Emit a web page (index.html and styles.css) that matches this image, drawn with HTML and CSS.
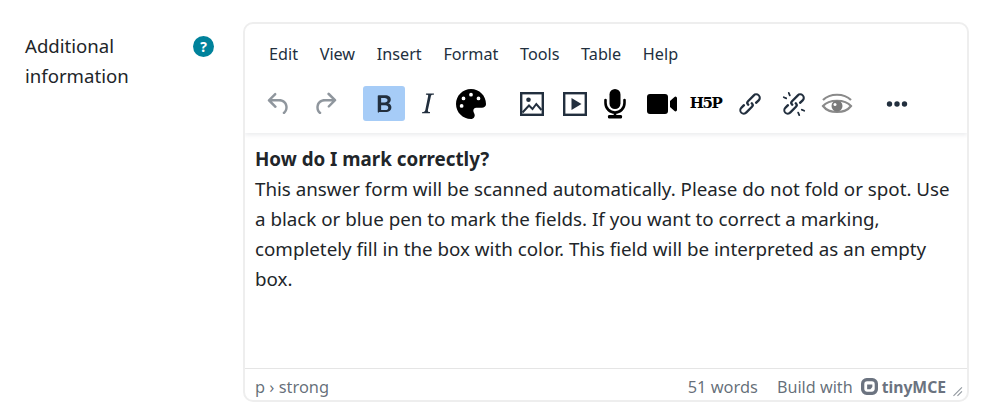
FILE: index.html
```html
<!DOCTYPE html>
<html lang="en">
<head>
<meta charset="utf-8">
<title>Additional information</title>
<link rel="stylesheet" href="styles.css">
</head>
<body>
<div class="field">
  <div class="label-col">
    <label class="label">Additional information</label>
    <span class="help">?</span>
  </div>
  <div class="editor">
    <div class="header">
      <div class="menubar">
        <span class="menu">Edit</span><span class="menu">View</span><span class="menu">Insert</span><span class="menu">Format</span><span class="menu">Tools</span><span class="menu">Table</span><span class="menu">Help</span>
      </div>
      <div class="toolbar">
        <div class="group g-history">
          <button class="tb dim"><svg viewBox="0 0 24 24" width="30" height="30"><path d="M6.400 8H12c3.700 0 6.200 2 6.800 5.100.6 2.700-.4 5.600-2.300 6.800a1 1 0 0 1-1-1.800c1.100-.6 1.800-2.700 1.400-4.600-.5-2.100-2.100-3.500-4.900-3.500H6.400l3.300 3.300a1 1 0 1 1-1.400 1.400l-5-5a1 1 0 0 1 0-1.400l5-5a1 1 0 0 1 1.400 1.400L6.400 8Z"/></svg></button>
          <button class="tb dim"><svg viewBox="0 0 24 24" width="30" height="30"><path d="M17.600 10H12c-2.800 0-4.400 1.400-4.900 3.500-.4 2 .3 4 1.400 4.600a1 1 0 1 1-1 1.800c-2-1.200-2.900-4.100-2.300-6.800.6-3 3.100-5.100 6.800-5.100h5.600l-3.300-3.300a1 1 0 1 1 1.400-1.400l5 5a1 1 0 0 1 0 1.400l-5 5a1 1 0 0 1-1.400-1.400l3.300-3.300Z"/></svg></button>
        </div>
        <div class="group g-format">
          <button class="tb active"><svg viewBox="0 0 24 24" width="30" height="30"><path d="M7.800 19c-.3 0-.5 0-.6-.2l-.2-.5V5.700c0-.2 0-.4.2-.5l.6-.2h5c1.500 0 2.700.3 3.500 1 .7.600 1.100 1.400 1.100 2.500 0 .7-.2 1.300-.6 1.800-.4.600-.9.900-1.500 1.100.8.200 1.400.6 1.900 1.100.5.600.7 1.300.7 2.100 0 1.100-.4 2-1.200 2.700-.8.700-2 1-3.500 1H7.800Zm4.700-8.300c.7 0 1.300-.1 1.700-.5.400-.3.600-.7.600-1.300 0-.5-.2-1-.6-1.200-.4-.3-1-.5-1.700-.5H9.700v3.500h2.800Zm.5 6.100c.8 0 1.400-.2 1.800-.5.4-.3.600-.8.600-1.400 0-.6-.2-1-.6-1.400-.4-.3-1-.5-1.800-.5H9.700v3.800H13Z"/></svg></button>
          <button class="tb"><svg viewBox="0 0 24 24" width="33" height="33"><path d="m16.700 4.700-.1.900h-.3c-.6 0-1 0-1.400.3-.3.300-.4.600-.5 1.100l-2.100 9.800v.6c0 .5.400.800 1.400.8h.2l-.2.800H8l.2-.8h.2c1.100 0 1.800-.5 2-1.500l2-9.800.1-.5c0-.6-.4-.800-1.400-.8h-.3l.2-.9h5.800Z"/></svg></button>
          <button class="tb black"><svg viewBox="0 0 512 512" width="30" height="30"><path d="M512 256c0 .9 0 1.800 0 2.700-.4 36.500-33.600 61.300-70.100 61.300H344c-26.500 0-48 21.500-48 48 0 3.400.4 6.700 1 9.900 2.100 10.200 6.500 20 10.800 29.900 6.100 13.800 12.100 27.500 12.100 42 0 31.800-21.600 60.700-53.400 62-3.500.1-7 .2-10.600.2C114.600 512 0 397.400 0 256S114.600 0 256 0s256 114.600 256 256ZM128 288a32 32 0 1 0-64 0 32 32 0 1 0 64 0Zm0-96a32 32 0 1 0 0-64 32 32 0 1 0 0 64ZM288 96a32 32 0 1 0-64 0 32 32 0 1 0 64 0Zm96 96a32 32 0 1 0 0-64 32 32 0 1 0 0 64Z"/></svg></button>
        </div>
        <div class="group g-media">
          <button class="tb t-pic"><svg class="line" viewBox="0 0 24 24" width="24" height="24"><rect x="1.200" y="1.200" width="21.600" height="21.600"/><path d="M2.500 20.500 9 13.500l3.500 3.500 3.800-5 5.200 6"/><circle class="solid" cx="8.500" cy="7.800" r="2.300"/></svg></button>
          <button class="tb t-pic"><svg class="line" viewBox="0 0 24 24" width="24" height="24"><rect x="1.200" y="1.200" width="21.600" height="21.600"/><path class="solid" d="M8.500 6 18.500 12l-10 6V6Z"/></svg></button>
          <button class="tb black t-mic"><svg viewBox="0 0 22 31" width="22" height="31"><rect x="5.500" y="1" width="11" height="20" rx="5.500"/><path class="u" d="M1.500 12v3a9.500 9.500 0 0 0 19 0v-3"/><rect x="9.700" y="24" width="2.600" height="4"/><rect x="4" y="27" width="14" height="3.500" rx="1.200"/></svg></button>
          <button class="tb black t-video"><svg viewBox="0 0 30 20" width="30" height="20"><path d="M3 0h15a3 3 0 0 1 3 3v14a3 3 0 0 1-3 3H3a3 3 0 0 1-3-3V3a3 3 0 0 1 3-3Z"/><path d="M23 7l4.500-4a1.500 1.500 0 0 1 2.500 1v12a1.500 1.500 0 0 1-2.500 1L23 13Z"/></svg></button>
          <button class="tb t-h5p"><span class="h5p">H5P</span></button>
          <button class="tb t-link"><svg viewBox="0 0 24 24" width="28" height="28"><path d="M6.200 12.300a1 1 0 0 1 1.400 1.400l-2 2a2 2 0 1 0 2.600 2.800l4.800-4.800a1 1 0 0 0 0-1.400 1 1 0 1 1 1.400-1.300 2.900 2.900 0 0 1 0 4.100l-4.800 4.800a3.900 3.900 0 0 1-5.700 0 3.900 3.900 0 0 1 .2-5.600l2-2Zm11.600-.6a1 1 0 0 1-1.400-1.400l2.100-2a2 2 0 1 0-2.700-2.800L11 10.300a1 1 0 0 0 0 1.400A1 1 0 1 1 9.600 13a2.900 2.900 0 0 1 0-4.100l4.800-4.800a3.900 3.900 0 0 1 5.700 0 3.900 3.900 0 0 1 0 5.600l-2.200 2Z"/></svg></button>
          <button class="tb t-unlink"><svg viewBox="0 0 24 24" width="28" height="28"><path d="M6.200 12.300a1 1 0 0 1 1.400 1.400l-2 2a2 2 0 1 0 2.600 2.800l4.800-4.800a1 1 0 0 0 0-1.400 1 1 0 1 1 1.400-1.300 2.900 2.900 0 0 1 0 4.100l-4.800 4.800a3.900 3.900 0 0 1-5.700 0 3.900 3.900 0 0 1 .2-5.600l2-2Zm11.600-.6a1 1 0 0 1-1.400-1.400l2.100-2a2 2 0 1 0-2.700-2.800L11 10.300a1 1 0 0 0 0 1.400A1 1 0 1 1 9.600 13a2.900 2.900 0 0 1 0-4.100l4.800-4.800a3.900 3.900 0 0 1 5.700 0 3.900 3.900 0 0 1 0 5.600l-2.200 2Z"/><path d="M7.200 1.800a.8.800 0 0 1 1 .4l1 2.300a.8.800 0 0 1-1.400.6l-1-2.300a.8.800 0 0 1 .4-1ZM2.500 6a.8.800 0 0 1 1-.5l2.300 1a.8.800 0 0 1-.6 1.400l-2.300-1a.8.800 0 0 1-.4-.9ZM21.500 18a.8.800 0 0 1-1 .5l-2.300-1a.8.800 0 0 1 .6-1.400l2.300 1a.8.800 0 0 1 .4.900ZM16.800 22.200a.8.800 0 0 1-1-.4l-1-2.300a.8.800 0 0 1 1.400-.6l1 2.300a.8.800 0 0 1-.4 1Z"/></svg></button>
          <button class="tb t-eye"><svg class="eye" viewBox="0 0 32 24" width="32" height="24"><path d="M2 8C9 1 23 1 30 8"/><path d="M2 14C8 7 24 7 30 14 24 22 8 22 2 14Z"/><circle class="iris" cx="16" cy="14" r="5.500"/><circle class="glint" cx="14" cy="12.500" r="1.500"/></svg></button>
        </div>
        <div class="group g-more">
          <button class="tb"><svg viewBox="0 0 24 24" width="24" height="24"><circle cx="4.500" cy="12" r="2.700"/><circle cx="12" cy="12" r="2.700"/><circle cx="19.500" cy="12" r="2.700"/></svg></button>
        </div>
      </div>
    </div>
    <div class="content">
      <p><strong>How do I mark correctly?</strong><br>This answer form will be scanned automatically. Please do not fold or spot. Use a black or blue pen to mark the fields. If you want to correct a marking, completely fill in the box with color. This field will be interpreted as an empty box.</p>
    </div>
    <div class="status">
      <span class="path">p › strong</span>
      <span class="words">51 words</span>
      <span class="brand">Build with
        <svg class="logo" viewBox="0 0 18 18" width="17" height="17"><path fill-rule="evenodd" d="M6 0h6a6 6 0 0 1 6 6v6a6 6 0 0 1-6 6H6a6 6 0 0 1-6-6V6a6 6 0 0 1 6-6Zm.5 3.500a3 3 0 0 0-3 3v5a3 3 0 0 0 3 3h5a3 3 0 0 0 3-3v-5a3 3 0 0 0-3-3h-5Z"/><path d="M6.500 7h5.500v2.500l-2 2.500H6.500V7Z"/></svg>
        <b class="tiny">tinyMCE</b>
      </span>
      <svg class="grip" viewBox="0 0 10 10" width="11" height="11"><path d="M8.700 1 1 8.700l.7.700L9.400 1.700 8.700 1Zm.7 4.300L5.300 9.400l-.7-.7 4.100-4.100.7.700Z"/></svg>
    </div>
  </div>
</div>
</body>
</html>
```

FILE: styles.css
```css
* { box-sizing: border-box; }
html, body { margin: 0; padding: 0; background: #fff; }
body {
  font-family: "Noto Sans", "Open Sans", sans-serif;
  font-size: 18.77px;
  color: #212529;
}
.field { display: flex; padding: 22px 29px 14px 25px; }
.label-col { width: 218px; flex: none; display: flex; justify-content: space-between; align-items: flex-start; padding: 9px 29px 0 0; }
.label { width: 130px; line-height: 30px; font-size: 18.6px; color: #212529; }
.help {
  width: 21px; height: 21px; margin-top: 5px; border-radius: 50%;
  background: #00829b; color: #fff; font: 700 14px/21px "Noto Sans", sans-serif; text-align: center;
}
.editor {
  flex: 1; height: 380px; display: flex; flex-direction: column;
  border: 2px solid #eeeeee; border-radius: 10px; overflow: hidden; background: #fff;
}
.header { height: 109px; flex: none; box-shadow: 0 2px 4px rgba(34,47,62,.09); position: relative; padding-top: 12px; }
.menubar { display: flex; height: 36px; padding-left: 24px; gap: 21.7px; align-items: center; font-size: 16.2px; }
.menu { color: #222f3e; }
.toolbar { display: flex; padding: 14px 0 0 13px; align-items: center; }
.group { display: flex; align-items: center; }
.g-history { gap: 4px; margin-right: 17px; }
.g-format { gap: 1.5px; margin-right: 18px; }
.g-media { margin-right: 18px; }
.tb {
  width: 42px; height: 35px; padding: 0; border: 0; border-radius: 3px; background: none; flex: none;
  display: flex; align-items: center; justify-content: center; fill: #222f3e;
}
.tb.dim svg { opacity: .5; }
.tb.active { background: #a6ccf7; }
.tb.black { fill: #000; }
.t-pic { width: 43px; }
.t-mic { width: 38px; }
.t-video { width: 56px; }
.t-h5p { width: 31px; }
.t-link { width: 44px; margin-left: 7px; }
.t-unlink { width: 44px; }
.line { fill: none; stroke: #222f3e; stroke-width: 2.4; }
.line path { stroke-width: 2; }
.line .solid { fill: #222f3e; stroke: none; }
.u { fill: none; stroke: #000; stroke-width: 2.6; stroke-linecap: round; }
.h5p { font: 900 15px/1 "DejaVu Serif", serif; letter-spacing: -1.5px; color: #000; }
.eye { fill: none; stroke: #8a8a8a; stroke-width: 2.2; }
.eye .iris { fill: #7a7a7a; stroke: none; }
.eye .glint { fill: #fff; stroke: none; }
.content { flex: 1; padding: 11px 10px 0 10px; }
.content p { margin: 0; line-height: 30px; color: #212529; }
.status {
  height: 32px; flex: none; border-top: 1px solid #e5e5e5; display: flex; align-items: center;
  padding: 4px 4px 0 10px; color: rgba(34,47,62,.7); font-size: 16.4px;
}
.path { margin-right: auto; }
.words { margin-right: 19px; }
.brand { display: flex; align-items: center; gap: 6px; margin-right: 6px; font-size: 16.2px; }
.logo { fill: #6b7380; margin-left: 2px; }
.tiny { font-weight: 700; font-size: 15.7px; margin-left: -2px; color: #6b7380; }
.grip { fill: rgba(34,47,62,.5); align-self: flex-end; margin-bottom: 3px; }
```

________

Each line in the material either holds the string "styles" or does not. State how many do, and nothing else.

3